# What this task involves
Can you quote the records below in full, word for word?

──────────

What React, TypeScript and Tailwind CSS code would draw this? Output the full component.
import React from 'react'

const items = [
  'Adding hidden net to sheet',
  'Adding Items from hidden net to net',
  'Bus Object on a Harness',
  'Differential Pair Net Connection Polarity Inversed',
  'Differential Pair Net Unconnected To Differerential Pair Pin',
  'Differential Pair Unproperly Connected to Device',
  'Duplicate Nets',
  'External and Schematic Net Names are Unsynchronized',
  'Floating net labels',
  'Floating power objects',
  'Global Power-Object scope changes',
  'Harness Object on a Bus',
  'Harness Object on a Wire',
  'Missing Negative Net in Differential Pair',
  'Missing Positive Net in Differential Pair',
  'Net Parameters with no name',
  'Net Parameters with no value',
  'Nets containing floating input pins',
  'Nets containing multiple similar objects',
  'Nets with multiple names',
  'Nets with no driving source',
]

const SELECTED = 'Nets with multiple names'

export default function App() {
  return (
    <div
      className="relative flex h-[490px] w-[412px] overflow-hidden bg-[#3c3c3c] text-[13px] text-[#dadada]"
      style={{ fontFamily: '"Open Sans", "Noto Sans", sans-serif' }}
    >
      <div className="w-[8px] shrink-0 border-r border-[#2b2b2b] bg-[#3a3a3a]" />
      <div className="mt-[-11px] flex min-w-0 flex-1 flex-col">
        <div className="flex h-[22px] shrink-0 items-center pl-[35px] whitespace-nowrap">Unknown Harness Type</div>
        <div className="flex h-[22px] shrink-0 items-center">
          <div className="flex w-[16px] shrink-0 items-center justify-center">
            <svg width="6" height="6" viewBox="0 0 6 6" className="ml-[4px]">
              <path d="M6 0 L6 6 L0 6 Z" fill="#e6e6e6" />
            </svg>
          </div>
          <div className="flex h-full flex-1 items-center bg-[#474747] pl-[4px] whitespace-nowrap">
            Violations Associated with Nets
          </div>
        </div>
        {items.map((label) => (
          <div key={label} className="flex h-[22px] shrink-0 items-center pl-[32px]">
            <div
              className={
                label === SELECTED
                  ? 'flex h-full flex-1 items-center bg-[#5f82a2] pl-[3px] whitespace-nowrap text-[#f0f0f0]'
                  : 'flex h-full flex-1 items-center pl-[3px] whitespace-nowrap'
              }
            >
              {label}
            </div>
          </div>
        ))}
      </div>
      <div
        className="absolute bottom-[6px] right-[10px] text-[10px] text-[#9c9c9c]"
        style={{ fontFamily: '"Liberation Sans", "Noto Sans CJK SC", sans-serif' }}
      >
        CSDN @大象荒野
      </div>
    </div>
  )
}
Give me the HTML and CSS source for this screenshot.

──────────

# Written solution
What React, TypeScript and Tailwind CSS code would draw this? Output the full component.
import React from 'react'

const items = [
  'Adding hidden net to sheet',
  'Adding Items from hidden net to net',
  'Bus Object on a Harness',
  'Differential Pair Net Connection Polarity Inversed',
  'Differential Pair Net Unconnected To Differerential Pair Pin',
  'Differential Pair Unproperly Connected to Device',
  'Duplicate Nets',
  'External and Schematic Net Names are Unsynchronized',
  'Floating net labels',
  'Floating power objects',
  'Global Power-Object scope changes',
  'Harness Object on a Bus',
  'Harness Object on a Wire',
  'Missing Negative Net in Differential Pair',
  'Missing Positive Net in Differential Pair',
  'Net Parameters with no name',
  'Net Parameters with no value',
  'Nets containing floating input pins',
  'Nets containing multiple similar objects',
  'Nets with multiple names',
  'Nets with no driving source',
]

const SELECTED = 'Nets with multiple names'

export default function App() {
  return (
    <div
      className="relative flex h-[490px] w-[412px] overflow-hidden bg-[#3c3c3c] text-[13px] text-[#dadada]"
      style={{ fontFamily: '"Open Sans", "Noto Sans", sans-serif' }}
    >
      <div className="w-[8px] shrink-0 border-r border-[#2b2b2b] bg-[#3a3a3a]" />
      <div className="mt-[-11px] flex min-w-0 flex-1 flex-col">
        <div className="flex h-[22px] shrink-0 items-center pl-[35px] whitespace-nowrap">Unknown Harness Type</div>
        <div className="flex h-[22px] shrink-0 items-center">
          <div className="flex w-[16px] shrink-0 items-center justify-center">
            <svg width="6" height="6" viewBox="0 0 6 6" className="ml-[4px]">
              <path d="M6 0 L6 6 L0 6 Z" fill="#e6e6e6" />
            </svg>
          </div>
          <div className="flex h-full flex-1 items-center bg-[#474747] pl-[4px] whitespace-nowrap">
            Violations Associated with Nets
          </div>
        </div>
        {items.map((label) => (
          <div key={label} className="flex h-[22px] shrink-0 items-center pl-[32px]">
            <div
              className={
                label === SELECTED
                  ? 'flex h-full flex-1 items-center bg-[#5f82a2] pl-[3px] whitespace-nowrap text-[#f0f0f0]'
                  : 'flex h-full flex-1 items-center pl-[3px] whitespace-nowrap'
              }
            >
              {label}
            </div>
          </div>
        ))}
      </div>
      <div
        className="absolute bottom-[6px] right-[10px] text-[10px] text-[#9c9c9c]"
        style={{ fontFamily: '"Liberation Sans", "Noto Sans CJK SC", sans-serif' }}
      >
        CSDN @大象荒野
      </div>
    </div>
  )
}
Give me the HTML and CSS source for this screenshot.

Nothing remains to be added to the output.